46 25 Feb 2013 At Sea
47 26 Feb 2013 Probolinggo, Java, Indonesia TR VX

Probolinggo is a city on the north coast of East Java, Indonesia. Like most of northern East Java, the city has a large Madurese population in addition to many ethnically Javanese people. It is located on one of the major highways across Java, and has a harbor that is heavily used by psycadelic painted fishing vessels.

Under the Dutch East Indies colonial administration, especially in the 19th century, Probolinggo was a lucrative regional center for refining and exporting sugar, and sugar

Here we have two choices- Mt. Bromo or the Ijen sulfur mines. We decided to jump in (or at least at) the volcano. While the cruise line offered this tour at $249 a head, it cost us $65 each plus 10 bucks for a horse.

As many of the locals around the volcano are Hinu, the name Bromo is a corruption of the Brahma caste. We took our down jackets, gloves, face masks and hiking boots to this one (though it turned out the temperature at the creast was about 50F or 10C, so we didn’t use the gloves and the light jackets were marginally overkill). The drive to Mount Bromo is around 2 hours. We reached the last village, Cemara Lawang and then took four wheel drive Jeeps the rest of the way to Mt. Bromo (low gear was requires on some parts of the road). We evaluated trekking the two KM to Mt. Bromo across a ravened wasteland of black volcanic ash, mud and horse manure and elected to rent small ponies (at $10 each round trip) and their handlers who walked through the mud leading the animals. Once you reach the cone of the volcano, we dismounted and were faced with 250 steps to climb (in a single slanted staircase) to reach the apex. The air had a strong sulfur smell and the volcanic ash dust covered our skin and hair with fine grit. The caldera was a bowl of steam. After some time at the top, we reversed the process, descended the stairs, rode the ponies back to Jeep, drove back to Cemara Lawang, switched vehicles and drove back to the port. We were going to try to plug in a bit of shopping, but just as we approached the central market it started to pour. We decided not to repeat the drenching of Bali and as soon as we were safely past the market the weather cleared up again. Maybe it was a signal? :- )

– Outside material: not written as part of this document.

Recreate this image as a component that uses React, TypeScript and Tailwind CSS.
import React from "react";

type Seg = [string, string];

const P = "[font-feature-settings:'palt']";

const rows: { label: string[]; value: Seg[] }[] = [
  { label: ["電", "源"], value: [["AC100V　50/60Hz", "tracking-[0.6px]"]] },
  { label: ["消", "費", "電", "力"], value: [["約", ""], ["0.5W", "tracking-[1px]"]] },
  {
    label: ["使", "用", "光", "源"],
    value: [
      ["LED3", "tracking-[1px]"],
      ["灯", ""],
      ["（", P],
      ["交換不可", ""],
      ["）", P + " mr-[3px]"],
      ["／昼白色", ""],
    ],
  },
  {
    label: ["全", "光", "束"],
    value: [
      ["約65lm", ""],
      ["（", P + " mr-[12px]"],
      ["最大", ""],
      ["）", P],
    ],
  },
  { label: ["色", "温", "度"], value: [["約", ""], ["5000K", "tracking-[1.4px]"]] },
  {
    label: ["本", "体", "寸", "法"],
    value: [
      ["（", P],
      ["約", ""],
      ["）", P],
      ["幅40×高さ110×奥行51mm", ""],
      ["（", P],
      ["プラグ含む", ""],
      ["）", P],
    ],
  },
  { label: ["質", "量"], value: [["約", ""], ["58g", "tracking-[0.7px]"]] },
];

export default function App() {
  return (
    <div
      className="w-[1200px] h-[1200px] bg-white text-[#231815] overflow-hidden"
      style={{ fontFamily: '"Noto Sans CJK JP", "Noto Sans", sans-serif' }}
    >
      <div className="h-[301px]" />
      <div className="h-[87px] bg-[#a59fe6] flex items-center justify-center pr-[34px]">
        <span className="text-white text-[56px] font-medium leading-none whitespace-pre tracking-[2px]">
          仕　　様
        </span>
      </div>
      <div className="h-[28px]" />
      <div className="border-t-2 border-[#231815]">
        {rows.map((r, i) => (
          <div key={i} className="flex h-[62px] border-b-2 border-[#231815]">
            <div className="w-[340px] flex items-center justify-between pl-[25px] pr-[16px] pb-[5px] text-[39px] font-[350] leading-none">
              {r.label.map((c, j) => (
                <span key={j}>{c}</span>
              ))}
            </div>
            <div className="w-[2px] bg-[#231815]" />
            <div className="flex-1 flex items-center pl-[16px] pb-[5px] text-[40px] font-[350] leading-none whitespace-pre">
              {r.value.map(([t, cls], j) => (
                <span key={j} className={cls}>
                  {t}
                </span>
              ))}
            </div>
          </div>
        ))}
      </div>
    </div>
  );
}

This evening the show consisted of a number of guests who showed off their talents as singers as well as a number of crew members who did the same (all from the Philippines, and all with fantastic voices).

48 27 Feb 2013 Surabaya, Indonesia VX

We are heading at a fast rate of speed to Surabaya as the last 20 miles are done at a slow speed because the clearance under the keel is about one meter over much of distance.

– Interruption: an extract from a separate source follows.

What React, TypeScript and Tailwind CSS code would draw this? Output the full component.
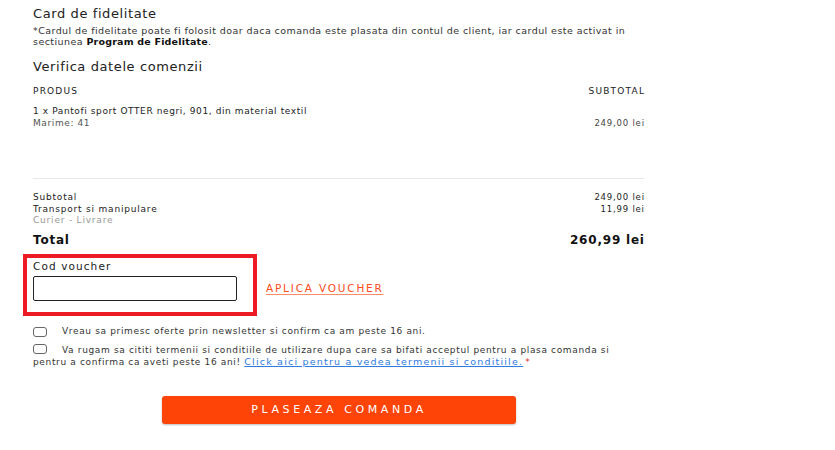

Surabaya (pronounced [sur?'baja]) is Indonesia's second-largest city with a population of over 2.7 million (5.6 million in the metropolitan area), and the capital of the province of East Java. It is located on the northern shore of eastern Java at the mouth of the Mas River and along the edge of the Madura Strait. The Battle of Surabaya galvanized Indonesian and international support for Indonesian independence during the Indonesian National Revolution against the Dutch after World War II. Surabaya is the location of the only synagogue in Indonesia, but it rarely obtains a minyan. There is also a Jewish cemetery in the city.

There’s no denying that Surabaya is big, noisy, polluted and intimidating. After the calm of rural East Java, it is pandemonium writ large.

We had originally planned on touring the city and seeing the mosques (Grand Mosque of Surabaya or Al-Akbar Mosque, the largest mosque in East Java and Cheng Ho Mosque, the first mosque in Indonesia built with Chinese-style architecture), churches, a Soviet built (then Indonesian Navy) submarine, the “Heroic Monument” and so on. Since the ship was scheduled to leave at 1PM, we simplified life by taking a cab to the zoo instead. While this zoo earned the disgust of environmentalists a number of years ago, they seem to have cleaned up their act and (at a couple of bucks) it is a very worthwhile place to visit. While they have the normal vast variety of animals of any major zoo, the Orangutans were particularly worth watching (and of course we saw more Komodo dragons from a closer distance than on Komodo Island).

(We were told that the House of Sampoerna is a cigarette museum, and also one of the factory of Sampoerna brand cigarette. It also provides a City Sightseeing bus for free (Surabaya Heritage Track) which operates daily with the particular schedule. It also provides an English tour guide for the sightseeing. We did not have time to research this, but metered taxis are cheap and even with the cab waiting for us at the zoo and then at a department store, the meter was less than $20 for the four of us – as we spent the last of our Rupiahs).

The port supplied an incredible troupe of dancers and musicians to great us when we arrived and say goodby as we depart Indonesia for Singapore.

We have been to many countries who claim to have people who smile all the time. We have found this to be generally the product of public relation campaigns, rather than reality. In the case of Indonesia, the people are universally smiling and friendly. While venders can get aggressive, even they will be smiling the whole time. While we have been to Indonesia before, we didn’t have enough time to deal with the people on a one to one basis very much. This trip has allowed us to interact far more frequently with local people in a variety of locations. While the country offers lots of good values on crafts for sale, wonderful beaches, unique sights to see and so on, it’s smiling population and their universal sense of humor belies the abject poverty many of them live in.